Real estate lawyers are generally familiar with the foregoing, and in particular, when acting for purchasers or mortgagees, will require proper completion of a transaction's transfer or mortgage so as to include, in essence:

(a)          an off-title spouse's consent, duly witnessed and acknowledged as required by the MHA, together with a statement (under oath or the equivalent of being under oath) that the person who consents is the on-title spouse's off-title spouse; or, as the case may be,

(b)          a statement under oath (or the equivalent of being under oath) to the effect that the subject realty is not the transferor's (or mortgagor's) "homestead", or that the transferor (or mortgagor) has no spouse of any kind, or that, where both spouses are on title, that the spouses are in fact "spouses" (as defined in the MHA).

But what about the situation where a title holder has granted an easement or imposed a restrictive covenant on his/her land, or the title holder has granted an option to purchase his/her land, and, the grantee/dominant tenement or benefitted property owner (or optionee) registers its interest by way of caveat?  Unlike a transfer or a mortgage - which clearly has to be signed by the on-title spouse (and by the off-title spouse where the off-title spouse's MHA consent is required), or, where both spouses are on title, has to be signed by both spouses, the grantee or beneficiary or optionee - not the grantor(s) - is the person who signs the caveat.  The caveat is merely notice of the caveator's claimed or alleged interest - it does not itself create the interest.  Execution and delivery of a mortgage, transfer, grant of option or grant of easement is what creates the interest.  As an aside, execution and delivery as well as registration of a statutory easement are all required in order for a statutory easement to create a land interest.

In paragraph #4 of the current form of Land Titles Office mandated caveat, the government requires the caveator to state that:

"This caveat is not being filed for the purpose of giving notice of a disposition that is prohibited by section 4 of The Homesteads Act".

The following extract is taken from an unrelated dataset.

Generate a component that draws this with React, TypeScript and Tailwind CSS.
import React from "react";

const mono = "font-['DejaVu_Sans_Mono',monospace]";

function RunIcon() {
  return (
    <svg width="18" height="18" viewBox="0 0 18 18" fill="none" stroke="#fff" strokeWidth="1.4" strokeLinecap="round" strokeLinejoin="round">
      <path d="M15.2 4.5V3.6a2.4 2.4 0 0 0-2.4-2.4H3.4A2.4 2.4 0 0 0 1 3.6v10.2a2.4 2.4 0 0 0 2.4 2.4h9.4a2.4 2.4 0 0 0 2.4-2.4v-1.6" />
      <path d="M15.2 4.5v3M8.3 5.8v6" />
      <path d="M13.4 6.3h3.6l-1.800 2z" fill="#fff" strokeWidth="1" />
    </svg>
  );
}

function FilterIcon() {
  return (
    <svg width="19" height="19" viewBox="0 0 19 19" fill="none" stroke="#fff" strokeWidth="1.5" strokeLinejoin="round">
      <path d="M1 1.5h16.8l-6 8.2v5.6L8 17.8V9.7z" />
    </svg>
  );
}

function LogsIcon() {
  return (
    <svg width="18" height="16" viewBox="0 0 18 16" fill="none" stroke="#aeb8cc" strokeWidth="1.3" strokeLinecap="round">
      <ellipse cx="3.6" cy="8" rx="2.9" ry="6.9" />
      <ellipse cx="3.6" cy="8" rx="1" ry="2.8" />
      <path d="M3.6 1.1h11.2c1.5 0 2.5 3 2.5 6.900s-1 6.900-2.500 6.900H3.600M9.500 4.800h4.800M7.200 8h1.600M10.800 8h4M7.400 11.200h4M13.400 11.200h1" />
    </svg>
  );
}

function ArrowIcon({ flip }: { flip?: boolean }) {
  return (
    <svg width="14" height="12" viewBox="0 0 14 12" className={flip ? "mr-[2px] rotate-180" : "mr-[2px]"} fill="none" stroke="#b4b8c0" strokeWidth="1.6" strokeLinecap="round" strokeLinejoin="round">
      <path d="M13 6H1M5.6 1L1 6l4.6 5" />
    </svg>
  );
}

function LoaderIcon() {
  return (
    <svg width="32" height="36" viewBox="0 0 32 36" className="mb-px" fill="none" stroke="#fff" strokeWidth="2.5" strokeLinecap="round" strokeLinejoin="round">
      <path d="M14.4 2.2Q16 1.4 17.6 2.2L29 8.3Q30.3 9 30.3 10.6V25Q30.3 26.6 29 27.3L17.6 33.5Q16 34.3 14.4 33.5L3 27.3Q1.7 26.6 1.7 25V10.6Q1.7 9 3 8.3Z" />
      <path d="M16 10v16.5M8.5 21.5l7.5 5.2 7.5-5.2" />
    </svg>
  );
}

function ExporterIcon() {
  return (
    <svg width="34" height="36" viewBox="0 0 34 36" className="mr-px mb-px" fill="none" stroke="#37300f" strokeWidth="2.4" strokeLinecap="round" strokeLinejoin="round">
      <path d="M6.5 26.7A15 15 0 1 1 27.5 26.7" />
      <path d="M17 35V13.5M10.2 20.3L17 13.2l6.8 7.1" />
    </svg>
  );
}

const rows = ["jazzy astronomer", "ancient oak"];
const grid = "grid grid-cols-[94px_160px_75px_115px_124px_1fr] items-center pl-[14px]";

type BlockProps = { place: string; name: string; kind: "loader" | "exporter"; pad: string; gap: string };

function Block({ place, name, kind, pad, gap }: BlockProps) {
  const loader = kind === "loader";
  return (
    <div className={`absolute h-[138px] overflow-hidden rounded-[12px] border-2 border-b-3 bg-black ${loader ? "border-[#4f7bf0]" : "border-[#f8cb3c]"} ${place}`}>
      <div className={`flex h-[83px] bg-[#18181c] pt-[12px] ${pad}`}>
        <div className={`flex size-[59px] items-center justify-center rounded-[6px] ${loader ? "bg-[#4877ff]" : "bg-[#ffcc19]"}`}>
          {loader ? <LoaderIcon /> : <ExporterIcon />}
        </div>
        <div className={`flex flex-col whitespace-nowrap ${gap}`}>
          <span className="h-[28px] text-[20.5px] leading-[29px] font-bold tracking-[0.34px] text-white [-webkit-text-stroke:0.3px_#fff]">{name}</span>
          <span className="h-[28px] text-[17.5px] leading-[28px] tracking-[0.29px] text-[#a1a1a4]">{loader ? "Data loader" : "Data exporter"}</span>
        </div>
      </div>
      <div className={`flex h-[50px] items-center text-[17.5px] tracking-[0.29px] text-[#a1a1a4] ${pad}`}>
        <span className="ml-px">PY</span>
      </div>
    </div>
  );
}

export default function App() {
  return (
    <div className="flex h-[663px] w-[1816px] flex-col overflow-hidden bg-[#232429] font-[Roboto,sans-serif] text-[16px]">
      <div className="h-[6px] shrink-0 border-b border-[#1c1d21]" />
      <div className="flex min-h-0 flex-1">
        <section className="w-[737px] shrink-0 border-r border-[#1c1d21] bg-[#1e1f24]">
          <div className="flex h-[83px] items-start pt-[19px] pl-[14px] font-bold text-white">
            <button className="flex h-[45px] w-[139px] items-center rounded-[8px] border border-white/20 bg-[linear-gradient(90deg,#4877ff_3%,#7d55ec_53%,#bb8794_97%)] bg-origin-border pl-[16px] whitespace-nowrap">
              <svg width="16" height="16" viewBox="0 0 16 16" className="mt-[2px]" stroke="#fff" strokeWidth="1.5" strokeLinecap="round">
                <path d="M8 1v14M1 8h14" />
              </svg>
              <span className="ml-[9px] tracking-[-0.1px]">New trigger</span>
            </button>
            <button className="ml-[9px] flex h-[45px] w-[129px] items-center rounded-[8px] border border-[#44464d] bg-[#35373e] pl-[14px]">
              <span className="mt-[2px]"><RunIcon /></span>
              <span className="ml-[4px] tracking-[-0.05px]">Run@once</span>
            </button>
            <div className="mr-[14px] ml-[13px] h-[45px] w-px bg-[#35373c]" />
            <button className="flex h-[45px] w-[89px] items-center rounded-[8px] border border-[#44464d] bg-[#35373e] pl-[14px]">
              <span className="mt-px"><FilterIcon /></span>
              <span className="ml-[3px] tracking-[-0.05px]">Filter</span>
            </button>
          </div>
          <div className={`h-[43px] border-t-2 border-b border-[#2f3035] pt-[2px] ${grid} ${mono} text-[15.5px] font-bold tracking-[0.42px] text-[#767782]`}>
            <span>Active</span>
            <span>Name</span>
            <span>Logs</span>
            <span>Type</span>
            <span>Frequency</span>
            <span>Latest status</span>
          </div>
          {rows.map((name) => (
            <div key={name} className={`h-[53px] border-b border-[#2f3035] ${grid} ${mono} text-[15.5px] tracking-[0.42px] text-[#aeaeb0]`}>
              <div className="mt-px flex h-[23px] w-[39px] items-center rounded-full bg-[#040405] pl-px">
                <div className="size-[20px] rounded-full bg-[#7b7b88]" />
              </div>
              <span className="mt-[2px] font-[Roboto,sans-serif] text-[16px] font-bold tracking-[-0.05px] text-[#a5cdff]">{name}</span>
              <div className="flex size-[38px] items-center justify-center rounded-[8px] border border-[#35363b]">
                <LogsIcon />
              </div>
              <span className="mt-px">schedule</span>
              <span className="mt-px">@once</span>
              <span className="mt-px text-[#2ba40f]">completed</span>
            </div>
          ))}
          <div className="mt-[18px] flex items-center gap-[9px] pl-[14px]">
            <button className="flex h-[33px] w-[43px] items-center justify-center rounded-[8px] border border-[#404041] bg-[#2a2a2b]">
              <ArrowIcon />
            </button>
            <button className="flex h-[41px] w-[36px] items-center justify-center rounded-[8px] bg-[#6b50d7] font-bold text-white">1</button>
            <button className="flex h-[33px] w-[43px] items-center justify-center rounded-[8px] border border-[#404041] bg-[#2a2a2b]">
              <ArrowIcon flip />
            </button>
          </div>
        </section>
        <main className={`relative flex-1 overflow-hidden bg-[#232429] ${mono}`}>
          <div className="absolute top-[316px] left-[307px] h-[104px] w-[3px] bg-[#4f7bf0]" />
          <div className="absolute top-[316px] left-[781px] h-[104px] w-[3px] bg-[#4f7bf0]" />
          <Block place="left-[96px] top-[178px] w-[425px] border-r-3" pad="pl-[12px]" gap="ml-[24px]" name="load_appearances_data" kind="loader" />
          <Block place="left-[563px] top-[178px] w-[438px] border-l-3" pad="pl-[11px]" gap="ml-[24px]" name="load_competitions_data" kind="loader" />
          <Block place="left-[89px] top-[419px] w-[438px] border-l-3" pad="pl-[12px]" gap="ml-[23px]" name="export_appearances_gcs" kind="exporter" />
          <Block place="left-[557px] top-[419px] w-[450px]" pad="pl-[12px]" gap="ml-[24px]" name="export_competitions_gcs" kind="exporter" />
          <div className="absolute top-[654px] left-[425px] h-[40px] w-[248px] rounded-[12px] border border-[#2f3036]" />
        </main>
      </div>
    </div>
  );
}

So if you are advising a third party taking - or proposing to take - an interest in land, in particular, where the land is in the name of one or more natural human beings, what can you do to minimize the risk that the caveat's paragraph #4 statement turns out to be incorrect?  Before attempting to answer this question, bear in mind the following:

(a)          Under The Manitoba Real Property Act, liability for filing a caveat claiming an interest when in fact no interest lawfully exists is based on a "reasonableness test".  You must consider what is reasonable - in the circumstances - to claim the interest of which the caveat is to give notice, even if it later turns out that, for whatever reason - including failure of one or both of the on-title spouses to comply with the requirements of the MHA - there was no legally valid land interest in existence.

(b)          In order to be criminally liable for making a false statement under oath (or under the equivalent of being under oath), the person making the statement must have knowingly (and probably in the alternative, recklessly) made a false statement.

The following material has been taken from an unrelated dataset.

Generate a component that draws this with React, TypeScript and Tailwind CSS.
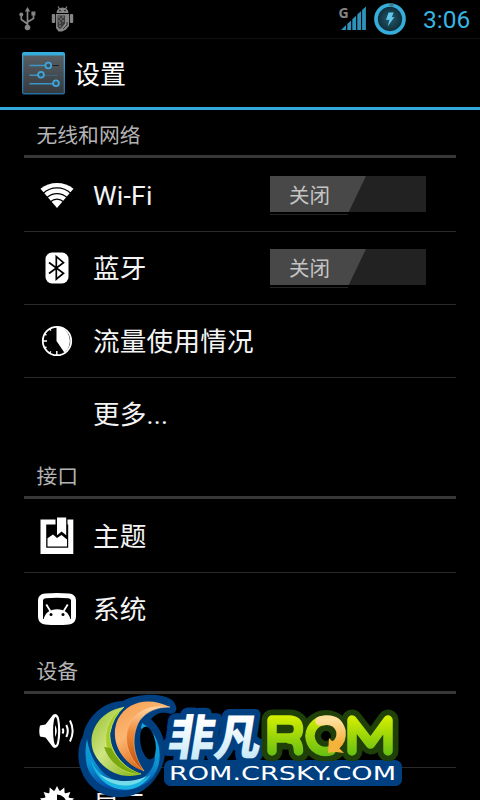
import type { ReactNode } from "react";

function UsbIcon() {
  return (
    <svg width="18" height="24" viewBox="0 0 18 24" fill="none" stroke="#858585" strokeWidth="1.7">
      <path d="M8.500 4v15M8.500 17L2.300 12.500V6M8.500 15l6-3.500V7" />
      <path d="M8.500 0L5.800 4.600h5.400z" fill="#858585" stroke="none" />
      <circle cx="8.500" cy="20.500" r="2.800" fill="#858585" stroke="none" />
      <circle cx="2.300" cy="7.400" r="2" fill="#858585" stroke="none" />
      <path d="M12.400 4.500h4v4h-4z" fill="#858585" stroke="none" />
    </svg>
  );
}

function DebugIcon() {
  return (
    <svg width="24" height="26" viewBox="0 0 24 26" fill="#858585">
      <path d="M5.500 7a6 5.500 0 0 1 12 0z" />
      <path d="M7 0.500l2 3M16 0.500l-2 3" stroke="#858585" strokeWidth="1.200" />
      <rect x="0.800" y="8" width="3.400" height="9" rx="1" />
      <rect x="18.800" y="8" width="3.400" height="9" rx="1" />
      <path d="M5 8h13v12l-3 3.500-4 2H7.500L5 22z" />
      <path d="M6.500 9.500h7.500v8l-4 5H8l-1.500-2z" fill="#3c3c3c" />
      <path d="M7 11h2M11 11h2M9 13h2M7 15h2M11 15h2M8 17h2M8 20h2" stroke="#8c8c8c" strokeWidth="1" />
      <path d="M16 16v3l-4 4" stroke="#333" strokeWidth="1" fill="none" />
      <circle cx="9" cy="4.600" r="0.800" fill="#111" />
      <circle cx="14" cy="4.600" r="0.800" fill="#111" />
    </svg>
  );
}

function SignalIcon() {
  return (
    <svg width="30" height="28" viewBox="0 0 30 28">
      <text x="0.500" y="12.700" fontSize="14" fontWeight="700" fill="#858585" fontFamily="Open Sans, sans-serif">G</text>
      <g fill="#2e93bb">
        <path d="M4 25l5-5v5zM10.300 19l3.800-3.500V25h-3.800zM15.300 14.200l3.800-3.500V25h-3.800zM20.300 9.500l3.800-3.400V25h-3.800zM25.100 5l3.800-3.500V25h-3.800z" transform="translate(-1 0)" />
      </g>
    </svg>
  );
}

function BatteryIcon() {
  return (
    <svg width="34" height="34" viewBox="0 0 34 34">
      <defs>
        <radialGradient id="cell">
          <stop offset="0" stopColor="#25596b" />
          <stop offset="1" stopColor="#0c2a36" />
        </radialGradient>
      </defs>
      <circle cx="17" cy="17" r="14" fill="url(#cell)" stroke="#36addb" strokeWidth="3.700" />
      <path d="M16.500 3h4" stroke="#49727f" strokeWidth="2.500" />
      <path d="M15.500 10.500h5.200l-2 4.700 2.800-.3-6.800 9.600 1.700-6.700-3.400.3z" fill="#5fc8ec" />
    </svg>
  );
}

function SettingsLogo() {
  return (
    <svg width="44" height="44" viewBox="0 0 44 44">
      <defs>
        <linearGradient id="panel" x2="0" y2="1">
          <stop offset="0" stopColor="#585f64" />
          <stop offset="1" stopColor="#343a3e" />
        </linearGradient>
        <linearGradient id="edge" x2="0" y2="1">
          <stop offset="0" stopColor="#36afdf" />
          <stop offset="1" stopColor="#246c9c" />
        </linearGradient>
      </defs>
      <rect x="0" y="1" width="43" height="42.500" rx="2" fill="url(#edge)" />
      <rect x="1.300" y="4.500" width="40.400" height="37.500" fill="url(#panel)" />
      <path d="M28 14.500h9M34 32.800h3" stroke="#202427" strokeWidth="1.200" />
      <path d="M7.500 14.500h16M7.500 24.300h9M7.500 32.800h24" stroke="#3d94c8" strokeWidth="1.500" />
      <path d="M22 24.300h14" stroke="#357096" strokeWidth="0.800" />
      <g fill="#3a4e5b" stroke="#41a5d8" strokeWidth="1.800">
        <circle cx="26.300" cy="14.500" r="2.900" />
        <circle cx="19" cy="23.800" r="2.900" />
        <circle cx="34" cy="32.300" r="2.900" />
      </g>
    </svg>
  );
}

function WifiIcon() {
  return (
    <svg width="34" height="27" viewBox="0 0 34 27">
      <path d="M17 26L.5 6.700C9.500-.8 24.500-.8 33.500 6.700z" fill="#fff" />
      <g fill="none" stroke="#000" strokeWidth="1.300">
        <path d="M3 11.500c8-7.400 20-7.400 28 0" />
        <path d="M6.500 15.800c6.500-5.700 14.500-5.700 21 0" />
        <path d="M10 20c4.500-3.700 9.500-3.700 14 0" />
      </g>
    </svg>
  );
}

function BluetoothIcon() {
  return (
    <svg width="24" height="32" viewBox="0 0 24 32">
      <rect x="0.500" y="0.500" width="23" height="31" rx="6.500" fill="#fff" />
      <path d="M4 10.500l14.500 10.700-7.200 6V4.500l7.200 6.200L4 21.500" fill="none" stroke="#000" strokeWidth="1.700" />
    </svg>
  );
}

function DataUsageIcon() {
  return (
    <svg width="32" height="32" viewBox="0 0 32 32">
      <circle cx="16" cy="16" r="14.200" fill="#000" stroke="#fff" strokeWidth="1.800" />
      <path d="M15.500 1.500V16l8 11.700A15 15 0 0 0 15.500 1.200z" fill="#fff" />
      <path d="M1.500 16h4.500M15.800 30v-4M8.500 3.500l1.300 2.200M3.300 8.800l2.200 1.300M3.300 23.200l2.200-1.300M8.500 28.500l1.300-2.200" stroke="#fff" strokeWidth="1.400" />
    </svg>
  );
}

function ThemeIcon() {
  return (
    <svg width="34" height="38" viewBox="0 0 34 38" fill="#fff">
      <path d="M.5 2.500H15.500v5H6.200v23.200h22V7.500h-.7V2.500h5.800v34.500H.5z" />
      <path d="M17 .5h9.200v17.700l-4.600-3.700-4.600 3.700z" />
      <path d="M7.500 29.500v-8.300l5.500-3.700 4 3.500 4.500-3 5.500 4.500v7z" />
    </svg>
  );
}

function SystemIcon() {
  return (
    <svg width="40" height="34" viewBox="0 0 40 34">
      <path d="M8 1.500Q20 .3 32 1.500 38.500 2 39 8v17q-.5 7-7 7.500-12 1-24 0-6.500-.5-7-7.500V8Q1.500 2 8 1.500z" fill="#fff" />
      <path d="M6 8Q6.500 6.400 9 6.200q11-1 22 0 2.500.2 3 1.800V27H6z" fill="#000" />
      <path d="M6.500 27.700c1.500-7 6-10.500 13.500-10.500s12 3.500 13.500 10.500z" fill="#fff" />
      <path d="M9.300 12.500l4 6.500M30.700 12.500l-4 6.500" stroke="#fff" strokeWidth="1.800" />
      <circle cx="14" cy="22.500" r="1.500" />
      <circle cx="26" cy="22.500" r="1.500" />
    </svg>
  );
}

function SoundIcon() {
  return (
    <svg width="36" height="36" viewBox="0 0 36 36">
      <path d="M1 12.500l5.500-1L14 1.800Q18 -.5 20 5q2.600 13 0 25.500-2 6-6 3.800L6.500 24.500 1 23.500Q-.5 18 1 12.500z" fill="#fff" />
      <ellipse cx="16.600" cy="18" rx="2.500" ry="14" fill="#000" />
      <path d="M16 12q3.500 6 0 12z" fill="#fff" />
      <path d="M23.500 15.500q1.500 2.500 0 5M27.300 12q3 6 0 12M31 7.500q5.300 10.500 0 21" fill="none" stroke="#fff" strokeWidth="2" />
    </svg>
  );
}

function DisplayIcon() {
  return (
    <svg width="36" height="36" viewBox="0 0 36 36">
      <g fill="#fff">
        <path d="M18 0l3 6h-6z" />
        <path d="M18 0l3 6h-6z" transform="rotate(24 18 18)" />
        <path d="M18 0l3 6h-6z" transform="rotate(48 18 18)" />
        <path d="M18 0l3 6h-6z" transform="rotate(72 18 18)" />
        <path d="M18 0l3 6h-6z" transform="rotate(-24 18 18)" />
        <path d="M18 0l3 6h-6z" transform="rotate(-48 18 18)" />
        <path d="M18 0l3 6h-6z" transform="rotate(-72 18 18)" />
      </g>
      <circle cx="18" cy="18" r="11.500" fill="#000" stroke="#fff" strokeWidth="4" />
      <path d="M18 7a11 11 0 0 0 0 22z" fill="#fff" />
    </svg>
  );
}

function Toggle() {
  return (
    <div className="relative mr-[30px] mb-[2px] h-9 w-[156px] bg-[#222]">
      <div className="flex h-9 w-24 items-center bg-[#484848] pt-[5px] pl-[19px] text-[20.500px] text-[#c4c4c4] [clip-path:polygon(0_0,100%_0,82%_100%,0_100%)]">
        关闭
      </div>
      <div className="absolute top-[38px] left-0 h-px w-[78px] bg-[#242424]" />
    </div>
  );
}

function Section({ title, first, children }: { title: string; first?: boolean; children: ReactNode }) {
  return (
    <section className="px-6">
      <h2
        className={`flex items-end border-b-3 border-[#373737] pl-[12.500px] text-[20.800px] leading-[30px] text-[#b4b4b4] ${first ? "h-12" : "h-[49px]"}`}
      >
        <span className="mb-1">{title}</span>
      </h2>
      <div className="divide-y divide-[#2a2a2a] pt-px">{children}</div>
    </section>
  );
}

function Row({ icon, label, toggle }: { icon?: ReactNode; label: string; toggle?: boolean }) {
  return (
    <div className="box-content flex h-[72px] items-center text-[26.600px] text-[#f4f4f4]">
      <div className="flex w-[66px] shrink-0 justify-center">{icon}</div>
      <span className="ml-[3px] flex-1 pt-px tracking-[0.2px] whitespace-nowrap">{label}</span>
      {toggle && <Toggle />}
    </div>
  );
}

// Brand mark: blue ring, green and orange crescents, two lines of lettering
function Watermark() {
  return (
    <svg className="absolute top-[690px] left-[70px]" width="340" height="110" viewBox="70 690 340 110">
      <defs>
        <linearGradient id="green" x2="1" y2="1">
          <stop offset="0" stopColor="#93bd28" />
          <stop offset="0.45" stopColor="#cfe583" />
          <stop offset="1" stopColor="#7fae0c" />
        </linearGradient>
        <linearGradient id="orange" x2="0.6" y2="1">
          <stop offset="0" stopColor="#f29a4c" />
          <stop offset="0.45" stopColor="#fdb671" />
          <stop offset="1" stopColor="#d45a05" />
        </linearGradient>
        <linearGradient id="ember" x2="0" y2="1">
          <stop offset="0" stopColor="#ffd9a8" />
          <stop offset="0.4" stopColor="#f08a3a" />
          <stop offset="1" stopColor="#bb4a04" />
        </linearGradient>
        <linearGradient id="ring" x2="0" y2="1">
          <stop offset="0" stopColor="#12a8e0" />
          <stop offset="0.6" stopColor="#0b93d2" />
          <stop offset="1" stopColor="#0647a5" />
        </linearGradient>
        <linearGradient id="ice" x2="0" y2="1">
          <stop offset="0.3" stopColor="#fff" />
          <stop offset="1" stopColor="#b9e2f6" />
        </linearGradient>
        <linearGradient id="lime" gradientUnits="userSpaceOnUse" x1="0" y1="715" x2="0" y2="757">
          <stop offset="0" stopColor="#d8f000" />
          <stop offset="1" stopColor="#62bd13" />
        </linearGradient>
        <linearGradient id="gold" x2="0" y2="1">
          <stop offset="0" stopColor="#ffdf9c" />
          <stop offset="1" stopColor="#f4ad35" />
        </linearGradient>
      </defs>

      <path d="M123 701C136 693 166 692 174 702Q180 712 171 714C160 711 156 714 151 719C168 735 170 759 155 779C139 801 108 803 91 786C77 772 75 750 83 736C86 718 103 701 123 701z" fill="#003f80" />
      <rect x="164" y="760" width="238" height="26" rx="7" fill="#003f80" />
      <path d="M142 723C164 736 165 768 148 782C126 799 94 790 87 766Q84 752 87 739C91 764 107 783 128 782C155 780 166 752 141 728z" fill="url(#ring)" />
      <path d="M91 760C100 783 132 792 151 774C138 799 99 794 91 760z" fill="#19b5e0" />
      <path d="M99 774C114 783 133 783 147 776C134 790 112 788 99 774z" fill="#74dbe8" />
      <path d="M124 707C97 711 85 737 95 755C105 773 125 780 141 774C122 768 109 750 110 733Q113 717 124 707z" fill="url(#green)" />
      <path d="M124 707C101 719 101 752 117 766Q128 775 141 774C122 768 109 750 110 733Q113 717 124 707z" fill="#a7cd2c" stroke="#d9ef6a" strokeWidth="0.500" />
      <path d="M104 747C110 765 126 774 141 774Q122 769 111 748z" fill="#7ba810" />
      <path d="M170 707C151 697 128 700 118 719C108 741 123 765 144 771C131 755 130 736 138 721Q148 706 170 707z" fill="url(#orange)" />
      <path d="M170 707C147 703 130 715 127 732C124 750 135 765 144 771C131 753 132 733 140 720Q150 707 170 707z" fill="url(#ember)" stroke="#ffc48a" strokeWidth="0.500" />
      <ellipse cx="148" cy="743" rx="7.500" ry="16.500" transform="rotate(-10 148 743)" fill="#000" />

      <g transform="translate(166 755) skewX(-9)" fontFamily="Noto Sans CJK SC, sans-serif" fontWeight="900" fontSize="48" fill="url(#ice)">
        <text x="0" y="0" textLength="93" lengthAdjust="spacingAndGlyphs" stroke="#003f80" strokeWidth="13" strokeLinejoin="round" paintOrder="stroke">
          非凡
        </text>
      </g>

      <g fill="none" strokeLinecap="round" strokeLinejoin="round">
        <g stroke="#1f4008" strokeWidth="21">
          <path d="M272 751V720h17q10 0 10 9.500t-10 9.500h-16M289 739q10 0 10 12M352 751V720l19 24 17-24V751" />
          <circle cx="326" cy="736" r="15.500" />
        </g>
        <g stroke="url(#lime)" strokeWidth="9.500">
          <path d="M272 751V720h17q9.500 0 9.500 9t-9.500 9h-15M289 739q9.500 0 9.500 12" />
          <path d="M352 751V720l18.500 24 17.500-24V751" />
          <path d="M325 720.500a15.500 15.500 0 1 0 6 30" />
        </g>
        <path d="M320 721q17-4 21 10 1 9-5 14" stroke="url(#gold)" strokeWidth="9.500" />
      </g>
      <path d="M329 738l3 3 6-1 1 8 5 5-8-1-8 1z" fill="#f4b33b" />
      <rect x="164" y="761" width="238" height="25" rx="7" fill="#003f80" />
      <text x="169" y="780" textLength="227" lengthAdjust="spacingAndGlyphs" fontFamily="DejaVu Sans, sans-serif" fontSize="19.500" fill="#fff">
        ROM.CRSKY.COM
      </text>
    </svg>
  );
}

export default function App() {
  return (
    <div className="relative h-[800px] w-[480px] overflow-hidden bg-black font-['Roboto','Noto_Sans_CJK_SC',sans-serif]">
      <header>
        <div className="flex h-[39px] items-center border-b border-[#101010] pl-[19px] pr-[9px]">
          <UsbIcon />
          <div className="ml-[14px]">
            <DebugIcon />
          </div>
          <div className="ml-auto">
            <SignalIcon />
          </div>
          <div className="ml-[5px]">
            <BatteryIcon />
          </div>
          <span className="ml-4 w-[48px] pt-[2px] text-[24.500px] text-[#38b4e3]">3:06</span>
        </div>
        <div className="flex h-[71px] items-center border-b-3 border-[#33a9dc] pl-[22px]">
          <SettingsLogo />
          <h1 className="ml-2 pt-[4px] text-[26px] text-white">设置</h1>
        </div>
      </header>

      <main>
        <Section title="无线和网络" first>
          <Row icon={<WifiIcon />} label="Wi-Fi" toggle />
          <Row icon={<BluetoothIcon />} label="蓝牙" toggle />
          <Row icon={<DataUsageIcon />} label="流量使用情况" />
          <Row label="更多..." />
        </Section>
        <Section title="接口">
          <Row icon={<ThemeIcon />} label="主题" />
          <Row icon={<SystemIcon />} label="系统" />
        </Section>
        <Section title="设备">
          <Row icon={<SoundIcon />} label="" />
          <Row icon={<DisplayIcon />} label="显示" />
        </Section>
      </main>

      <Watermark />
    </div>
  );
}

(c)          Section 5(4) of the MHA clearly provides that a disposition is not invalid "except against a person who, at the time he or she acquired an interest under the disposition, had actual knowledge of the untruth (of the statement) or actually "anticipated or colluded in fraud in respect of the disposition".

The crux of the problem that I am attempting to focus in on is the fact that as between the caveator and the spouse (or spouses) creating or granting a land interest in favour of the caveator, it is surely the spouse or spouses who have a better knowledge of their domestic situation than (at least in more cases) the caveator would have.

Counsel might consider the following:

(1)          Where your client is acquiring a land interest under a grant or agreement, you can completely eliminate the need for you (or your client) to sign and register a caveat giving notice of your client's interest by ensuring that the grant or agreement itself is in the form approved by The Land Titles Office for the purpose of permitting the grant or agreement itself to be registered.  The grant or agreement will be signed by the on-title spouse and can thus include the MHA statements required under Section 5 of the MHA.  This will not, however, "work" in all cases, because some land interests are not capable of being registered by way of direct registration of the constituting grant or agreement against title, for example, most leases and options to purchase.  In these cases, these interests can only be recorded on title by way of a caveat.

(2)          It has been long recognized that where a lawyer counsels her/his client to sign a caveat, it is the client - not the lawyer - who should do the signing.  However, the problem with this "solution" is that in many cases, your client will not have much more knowledge than you do as to the truthfulness and accuracy of the "other side's" statements.

(3)          Ensure that the actual grant or agreement creating the land interest (which must in any event be signed by the grantor(s), or by one grantor with the grantor's off-title spouse properly consenting), includes therein appropriate MHA Section 5 statements, together with a space/provision for the off-title spouse to sign her/his consent, with an appropriate "acknowledgement".  If that is done, then the recipient of the land interest can, at least with a substantial degree of assurance, make the statement contained in paragraph #4 of the caveat. 

(4)          Obtain a title insurance policy which indemnifies a caveator against loss arising by virtue of the caveator unintentionally making a false statement in paragraph #4 of the caveat.  Presumably, a caveator would not make a paragraph #4 statement without at least getting some assurance from the registered owner that the MHA didn't apply or that its requirements were being met, so that the statement being made by the caveator would have been made honestly, but in reliance upon false assurances from the owner.  However, in relying on a title insurance policy indemnification, counsel should be very careful to ensure that the "fine print" of the policy actually covers this situation.  It may not always do so.